═══ Recorded information ═══
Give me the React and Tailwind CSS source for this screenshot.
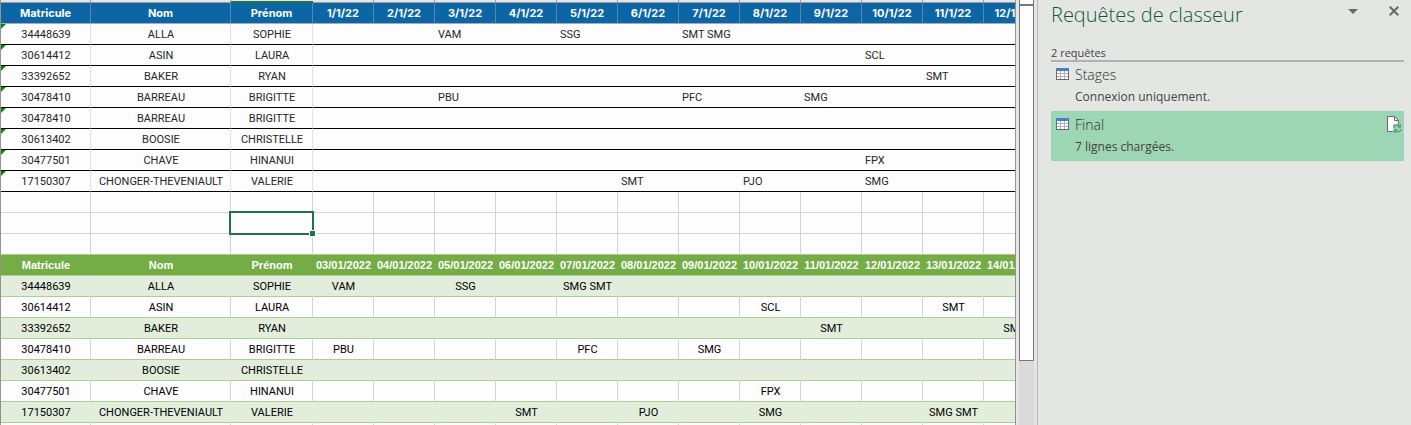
import React from 'react';
import clsx from 'clsx';

const DAY_COUNT = 12;

const rawDays = Array.from({ length: DAY_COUNT }, (_, i) => `${i + 1}/1/22`);
const finalDays = Array.from({ length: DAY_COUNT }, (_, i) => `${String(i + 3).padStart(2, '0')}/01/2022`);

const rawRows = [
  { id: '34448639', nom: 'ALLA', prenom: 'SOPHIE', stages: { 2: 'VAM', 4: 'SSG', 6: 'SMT SMG' } },
  { id: '30614412', nom: 'ASIN', prenom: 'LAURA', stages: { 9: 'SCL' } },
  { id: '33392652', nom: 'BAKER', prenom: 'RYAN', stages: { 10: 'SMT' } },
  { id: '30478410', nom: 'BARREAU', prenom: 'BRIGITTE', stages: { 2: 'PBU', 6: 'PFC', 8: 'SMG' } },
  { id: '30478410', nom: 'BARREAU', prenom: 'BRIGITTE', stages: {} },
  { id: '30613402', nom: 'BOOSIE', prenom: 'CHRISTELLE', stages: {} },
  { id: '30477501', nom: 'CHAVE', prenom: 'HINANUI', stages: { 9: 'FPX' } },
  { id: '17150307', nom: 'CHONGER-THEVENIAULT', prenom: 'VALERIE', stages: { 5: 'SMT', 7: 'PJO', 9: 'SMG' } },
];

const finalRows = [
  { id: '34448639', nom: 'ALLA', prenom: 'SOPHIE', stages: { 0: 'VAM', 2: 'SSG', 4: 'SMG SMT' } },
  { id: '30614412', nom: 'ASIN', prenom: 'LAURA', stages: { 7: 'SCL', 10: 'SMT' } },
  { id: '33392652', nom: 'BAKER', prenom: 'RYAN', stages: { 8: 'SMT', 11: 'SMT' } },
  { id: '30478410', nom: 'BARREAU', prenom: 'BRIGITTE', stages: { 0: 'PBU', 4: 'PFC', 6: 'SMG' } },
  { id: '30613402', nom: 'BOOSIE', prenom: 'CHRISTELLE', stages: {} },
  { id: '30477501', nom: 'CHAVE', prenom: 'HINANUI', stages: { 7: 'FPX' } },
  { id: '17150307', nom: 'CHONGER-THEVENIAULT', prenom: 'VALERIE', stages: { 3: 'SMT', 5: 'PJO', 7: 'SMG', 10: 'SMG SMT' } },
];

const days = Array.from({ length: DAY_COUNT }, (_, i) => i);

const Grid = ({ label, children }) => (
  <table aria-label={label} className="w-[1044px] table-fixed border-separate border-spacing-0 text-center text-[11px] leading-5">
    <colgroup>
      <col className="w-[90px]" />
      <col className="w-[140px]" />
      <col className="w-[82px]" />
      {days.map((d) => (
        <col key={d} className="w-[61px]" />
      ))}
    </colgroup>
    {children}
  </table>
);

const HeaderRow = ({ dates, cellClass }) => (
  <thead>
    <tr>
      {['Matricule', 'Nom', 'Prénom', ...dates].map((title) => (
        <th key={title} scope="col" className={clsx('h-[21px] border-b p-0 font-bold whitespace-nowrap text-white', cellClass)}>
          {title}
        </th>
      ))}
    </tr>
  </thead>
);

// Column letters are scrolled away, only their lower edge remains
const ColumnEdge = () => (
  <div className="flex h-[3px] w-[1044px] border-b border-[#9b9b9b] bg-[#e6e6e6]">
    <div className="w-[90px] border-r border-[#9b9b9b]" />
    <div className="w-[140px] border-r border-[#9b9b9b]" />
    <div className="-mb-px h-[3px] w-[82px] border-b-2 border-[#217346]" />
    {days.map((d) => (
      <div key={d} className="w-[61px] border-r border-[#9b9b9b]" />
    ))}
  </div>
);

const rawCell = 'relative h-[21px] border-r border-b border-r-[#e1e1e1] border-b-black p-0 pt-[2px] pl-px';

const RawTable = () => (
  <Grid label="Stages">
    <HeaderRow dates={rawDays} cellClass="border-r border-r-[#5b86b4] border-b-[#a9a9c4] bg-[#0c65a4] font-['Inter',sans-serif]" />
    <tbody className="font-['Roboto',sans-serif] leading-[18px] text-[#262626]">
      {rawRows.map((row, i) => (
        <tr key={i}>
          <td className={rawCell}>
            <span className="absolute top-0 left-0 border-t-[5px] border-r-[5px] border-t-[#0b840b] border-r-transparent" />
            {row.id}
          </td>
          <td className={rawCell}>{row.nom}</td>
          <td className={rawCell}>{row.prenom}</td>
          {days.map((d) => (
            <td key={d} className="border-b border-black p-0 pt-[2px] pl-[3px] text-left whitespace-nowrap">
              {row.stages[d]}
            </td>
          ))}
        </tr>
      ))}
    </tbody>
  </Grid>
);

const EmptyRows = ({ count, selected }) => (
  <Grid label="Cellules vides">
    <tbody>
      {Array.from({ length: count }, (_, r) => (
        <tr key={r}>
          {Array.from({ length: DAY_COUNT + 3 }, (_, c) => (
            <td
              key={c}
              className={clsx(
                'relative h-[21px] border-r border-b border-r-[#d4d4d4] p-0',
                r < count - 1 ? 'border-b-[#d4d4d4]' : 'border-b-[#a9d08e]',
              )}
            >
              {selected && r === selected.row && c === 0 && (
                <span className="absolute inset-y-0 -left-px w-px bg-[#217346]" />
              )}
              {selected && r === selected.row && c === selected.col && (
                <span className="absolute -inset-[2px] z-10 border-2 border-[#217346]">
                  <span className="absolute -right-[4px] -bottom-[4px] size-[7px] border border-white bg-[#217346]" />
                </span>
              )}
            </td>
          ))}
        </tr>
      ))}
    </tbody>
  </Grid>
);

const FinalTable = () => (
  <Grid label="Final">
    <HeaderRow dates={finalDays} cellClass="border-b-[#a9d08e] bg-[#74ad46]" />
    <tbody className="font-['Roboto',sans-serif] leading-[18px] text-black">
      {finalRows.map((row, i) => {
        const cell = clsx(
          'h-[21px] border-r border-b border-b-[#a9d08e] p-0 pt-[2px] pl-px whitespace-nowrap',
          i % 2 === 0 ? 'border-r-[#e2eedb] bg-[#e2eedb]' : 'border-r-[#d4d4d4]',
        );
        return (
          <tr key={row.id}>
            <td className={cell}>{row.id}</td>
            <td className={cell}>{row.nom}</td>
            <td className={cell}>{row.prenom}</td>
            {days.map((d) => (
              <td key={d} className={cell}>{row.stages[d]}</td>
            ))}
          </tr>
        );
      })}
    </tbody>
  </Grid>
);

const ScrollBar = () => (
  <div className="ml-[3px] flex w-[15px] shrink-0 flex-col bg-[#dbd9dc]">
    <div className="h-1 border-x border-[#777] bg-white" />
    <div className="h-[357px] border border-t-2 border-[#777] bg-[#fdfdfd]" />
  </div>
);

const TableIcon = () => (
  <svg width="13" height="12" viewBox="0 0 13 12" shapeRendering="crispEdges" aria-hidden="true">
    <rect width="13" height="12" fill="#6b686c" />
    <rect width="13" height="3" fill="#4380c4" />
    <rect x="1" y="3" width="11" height="8" fill="#b3b0b5" />
    {[3, 6, 9].map((y) =>
      [1, 5, 9].map((x) => <rect key={`${x}-${y}`} x={x} y={y} width="3" height="2" fill="#fff" />),
    )}
  </svg>
);

const RefreshFileIcon = () => (
  <svg width="15" height="17" viewBox="0 0 15 17" fill="none" aria-hidden="true">
    <path d="M.5.5h7l4 4v11H.5z" fill="#fff" stroke="#6b686c" />
    <path d="M7.5.5v4h4" stroke="#6b686c" />
    <path d="M6 8h8v9H6z" fill="#9dd6b5" />
    <path d="M7 12c.3-2 1.600-3 3.500-3 1.200 0 2 .4 2.700 1.200M13.500 8v3h-3M14 13c-.3 2-1.600 3-3.500 3-1.200 0-2-.4-2.700-1.200M7.500 17v-3h3" stroke="#5fa083" strokeWidth="1.3" />
  </svg>
);

const QueryItem = ({ name, status, active }) => (
  <li className={clsx('flex h-[50px] items-start pl-[5px]', active && 'bg-[#9dd6b5]')}>
    <div className="w-[19px] shrink-0 pt-[7px]">
      <TableIcon />
    </div>
    <div className="grow">
      <h3 className="pt-[3px] text-[14px] leading-[22px] font-light text-[#333]">{name}</h3>
      <p className="text-[12px] leading-[22px] text-[#444]">{status}</p>
    </div>
    {active && (
      <button type="button" aria-label="Actualiser" className="mt-[5px] mr-[2px]">
        <RefreshFileIcon />
      </button>
    )}
  </li>
);

const QueriesPane = () => (
  <aside className="ml-[3px] w-[374px] shrink-0 border-l border-[#b9b9b9] pr-[7px] pl-[13px] font-['Open_Sans',sans-serif]">
    <header className="flex h-[46px] items-start">
      <h2 className="grow text-[20px] leading-[30px] font-light text-[#0f5a33]">Requêtes de classeur</h2>
      <button type="button" aria-label="Options du volet" className="mt-[9px] mr-[31px]">
        <svg width="10" height="5" viewBox="0 0 10 5" fill="#6b686c" aria-hidden="true">
          <path d="M0 0h10L5 5z" />
        </svg>
      </button>
      <button type="button" aria-label="Fermer" className="mt-[6px] mr-[5px]">
        <svg width="10" height="10" viewBox="0 0 10 10" stroke="#6b686c" strokeWidth="2" aria-hidden="true">
          <path d="M.7.7l8.600 8.600M9.300.7L.7 9.300" />
        </svg>
      </button>
    </header>
    <p className="h-4 border-b-2 border-[#b3b0b5] text-[11px] leading-[14px] text-[#444]">2 requêtes</p>
    <ul className="-mt-px">
      <QueryItem name="Stages" status="Connexion uniquement." />
      <QueryItem name="Final" status="7 lignes chargées." active />
    </ul>
  </aside>
);

export default function App() {
  return (
    <div className="flex h-screen overflow-hidden bg-[#e4e6e3]">
      <main className="min-w-0 flex-1 overflow-hidden border-x border-[#949494] bg-[#fdfdfd] font-['Liberation_Sans',Arial,sans-serif]">
        <ColumnEdge />
        <RawTable />
        <EmptyRows count={3} selected={{ row: 1, col: 2 }} />
        <FinalTable />
        <EmptyRows count={1} />
      </main>
      <ScrollBar />
      <QueriesPane />
    </div>
  );
}
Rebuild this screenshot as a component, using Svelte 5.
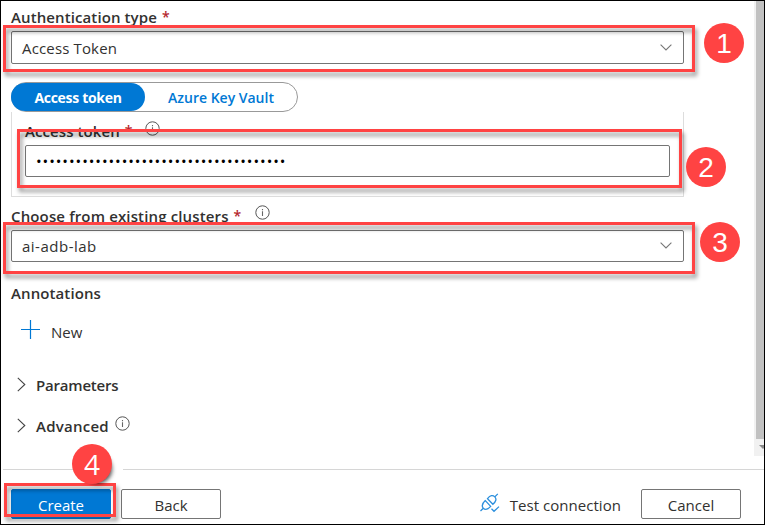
<script>
  const tokenMask = '•'.repeat(38);
  const callouts = [
    { n: 1, x: 704, y: 23 },
    { n: 2, x: 686, y: 147 },
    { n: 3, x: 700, y: 222 },
    { n: 4, x: 72, y: 444 }
  ];
  const outlines = [
    { x: 3, y: 25, w: 692, h: 47 },
    { x: 17, y: 129, w: 665, h: 59 },
    { x: 3, y: 222, w: 692, h: 52 },
    { x: 4, y: 483, w: 112, h: 34 }
  ];
</script>

{#snippet info()}
  <svg class="info" width="15" height="15" viewBox="0 0 15 15">
    <circle cx="7.5" cy="7.5" r="6.7" fill="none" stroke="#555" stroke-width="1" />
    <path d="M7.5 6.3V11M7.5 4V5.2" stroke="#666" stroke-width="1.1" />
  </svg>
{/snippet}

{#snippet down()}
  <svg width="12" height="7" viewBox="0 0 12 7"><path d="M.6.6 6 6 11.4.6" fill="none" stroke="#777" stroke-width="1.1" /></svg>
{/snippet}

{#snippet right()}
  <svg width="9" height="15" viewBox="0 0 9 15"><path d="M.8.8 7.8 7.5.8 14.2" fill="none" stroke="#444" stroke-width="1.1" /></svg>
{/snippet}

<div class="frame">
  <div class="main">
    <div class="form">
      <div class="label auth"><span class="t-auth">Authentication type</span><i>*</i></div>
      <div class="select first"><span class="t-token">Access Token</span>{@render down()}</div>
      <div class="tabs">
        <button class="active"><span>Access token</span></button>
        <button class="vault"><span>Azure Key Vault</span></button>
      </div>
      <div class="panel">
        <div class="label"><span class="t-acc">Access token</span><i>*</i>{@render info()}</div>
        <div class="input"><span class="dots">{tokenMask}</span></div>
      </div>
      <div class="label choose"><span class="t-choose">Choose from existing clusters</span><i>*</i>{@render info()}</div>
      <div class="select second"><span class="t-lab">ai-adb-lab</span>{@render down()}</div>
      <div class="label annotations"><span class="t-ann">Annotations</span></div>
      <div class="new">
        <svg width="19" height="19" viewBox="0 0 19 19"><path d="M9.5 0V19M0 9.5H19" stroke="#0078d4" stroke-width="1.2" /></svg>
        <span class="t-new">New</span>
      </div>
      <div class="section">{@render right()}<span class="t-par">Parameters</span></div>
      <div class="section adv">{@render right()}<span class="t-adv">Advanced</span>{@render info()}</div>
    </div>
    <div class="scroll"><div class="thumb"></div><div class="arrow"></div></div>
  </div>
  <div class="rule"><span></span><span></span></div>
  <div class="footer">
    <button class="btn primary"><span>Create</span></button>
    <button class="btn"><span class="t-back">Back</span></button>
    <div class="test">
      <svg width="20" height="20" viewBox="0 0 20 20" fill="none" stroke="#2b8fdd" stroke-width="1.3">
        <path d="M.5 18 3.3 15.2M14.8 3.9 17.8.9" />
        <path d="M3.3 15.2C1.4 13 2 10.6 5.3 7.6L10.7 13.4C7.8 16.4 5.3 17.2 3.3 15.2ZM7.5 5.6C10.3 2.2 12.8 1.9 14.8 3.9 16.8 5.9 16.1 8.4 12.9 11.3Z" />
        <path d="M11.5 15.8 14 18.3 19 13.6" />
      </svg>
      <span class="t-test">Test connection</span>
    </div>
    <button class="btn"><span class="t-cancel">Cancel</span></button>
  </div>

  {#each outlines as o}
    <div class="outline" style="left:{o.x}px;top:{o.y}px;width:{o.w}px;height:{o.h}px"></div>
  {/each}
  {#each callouts as c}
    <div class="callout" class:raised={c.n === 4} style="left:{c.x}px;top:{c.y}px">{c.n}</div>
  {/each}
</div>

<style>
  .frame {
    position: relative;
    box-sizing: border-box;
    width: 765px;
    height: 525px;
    display: flex;
    flex-direction: column;
    background: #fff;
    color: #323130;
    font: 15px/20px 'Open Sans', 'Noto Sans', sans-serif;
    overflow: hidden;
  }
  .frame::after {
    content: '';
    position: absolute;
    inset: 0;
    border: 1px solid #000;
  }
  span { white-space: nowrap; }
  svg { display: block; flex: none; }
  .main { display: flex; height: 469px; }
  .form { width: 673px; padding: 7px 0 0 11px; }
  .label { display: flex; align-items: center; height: 20px; font-weight: 600; }
  .label i { color: #b4262c; font-size: 14px; font-style: normal; margin-left: 5px; font-weight: 600; }
  .label .info { margin: -7px 0 0 14px; }
  .t-auth { letter-spacing: 0.1px; }
  .t-token { letter-spacing: 0.15px; }
  .t-acc { letter-spacing: 0.08px; }
  .t-choose { letter-spacing: 0.14px; }
  .t-lab { letter-spacing: 0.5px; }
  .t-ann { letter-spacing: 0.1px; }
  .t-par { letter-spacing: -0.2px; }
  .t-adv { letter-spacing: 0.25px; }
  .select, .input {
    box-sizing: border-box;
    display: flex;
    align-items: center;
    justify-content: space-between;
    border: 1px solid #757575;
    border-radius: 2px;
    padding: 0 11px 0 10px;
    height: 32px;
  }
  .select svg { margin-top: -1px; }
  .select.first { height: 33px; margin-top: 4px; }
  .tabs {
    box-sizing: border-box;
    display: flex;
    align-items: center;
    width: 287px;
    height: 30px;
    margin-top: 18px;
    border: 1px solid #999;
    border-radius: 15px;
  }
  .tabs button {
    height: 28px;
    padding: 0;
    border: 0;
    border-radius: 14px;
    background: none;
    color: #0078d4;
    font: 600 14px/30px 'Open Sans', 'Noto Sans', sans-serif;
  }
  .tabs .active { width: 134px; margin-left: -1px; background: #0078d4; color: #fff; font-weight: 700; letter-spacing: -0.3px; }
  .tabs .vault { width: 152px; }
  .panel {
    box-sizing: border-box;
    height: 85px;
    padding: 9px 13px 0;
    border: solid #ddd;
    border-width: 0 1px 1px;
  }
  .panel .info { margin: -6px 0 0 13px; }
  .input { margin-top: 4px; }
  .dots { font-size: 15px; letter-spacing: 0.95px; color: #000; }
  .choose { margin-top: 9px; }
  .second { margin-top: 4px; }
  .annotations { margin-top: 21px; }
  .new { display: flex; align-items: center; gap: 11px; height: 24px; margin: 17px 0 0 10px; }
  .new svg { margin-top: -5px; }
  .section { display: flex; align-items: center; gap: 10px; height: 20px; margin: 31px 0 0 6px; font-weight: 600; }
  .section svg { margin-top: -2px; }
  .section .info { margin: -5px 0 0 -4px; }
  .adv { margin-top: 21px; }
  .scroll { width: 10px; margin-left: 70px; height: 456px; background: #f1f1f1; display: flex; flex-direction: column; }
  .thumb { height: 439px; margin-left: 2px; background: #c1c1c1; }
  .arrow { width: 0; margin: 6px 0 0 5px; border: 4px solid transparent; border-top-color: #8a8a8a; border-bottom: 0; }
  .rule { display: flex; height: 1px; padding-left: 3px; }
  .rule span { width: 72px; background: #d6d6d6; }
  .rule span + span { flex: 1; margin-left: 48px; }
  .footer { display: flex; align-items: center; gap: 10px; padding: 19px 24px 0 11px; }
  .btn {
    box-sizing: border-box;
    width: 100px;
    height: 30px;
    padding: 2px 0 0;
    border: 1px solid #757575;
    border-radius: 2px;
    background: #fff;
    color: #323130;
    font: 15px/24px 'Open Sans', 'Noto Sans', sans-serif;
  }
  .primary { background: #0078d4; border-color: #0078d4; color: #fff; }
  .test { display: flex; align-items: center; gap: 10px; margin: 0 10px 0 auto; }
  .test svg { margin-top: -3px; }
  .test span { padding-top: 1px; letter-spacing: 0.04px; }
  .outline {
    position: absolute;
    box-sizing: border-box;
    border: 3px solid #ff4343;
    filter: drop-shadow(2px 4px 2px rgba(0, 0, 0, 0.42));
  }
  .callout {
    position: absolute;
    width: 40px;
    height: 40px;
    border-radius: 50%;
    background: #ff4343;
    color: #fff;
    font: 28px/41px 'Liberation Sans', sans-serif;
    text-align: center;
  }
  .raised { font-family: 'Open Sans', 'Noto Sans', sans-serif; box-shadow: 5px 5px 4px -5px rgba(0, 0, 0, 0.7); }
</style>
═══
• [Problem]: Of the lines in the listing above, how many hold the string "this"? Reply with the number only.

• [Task response]: 2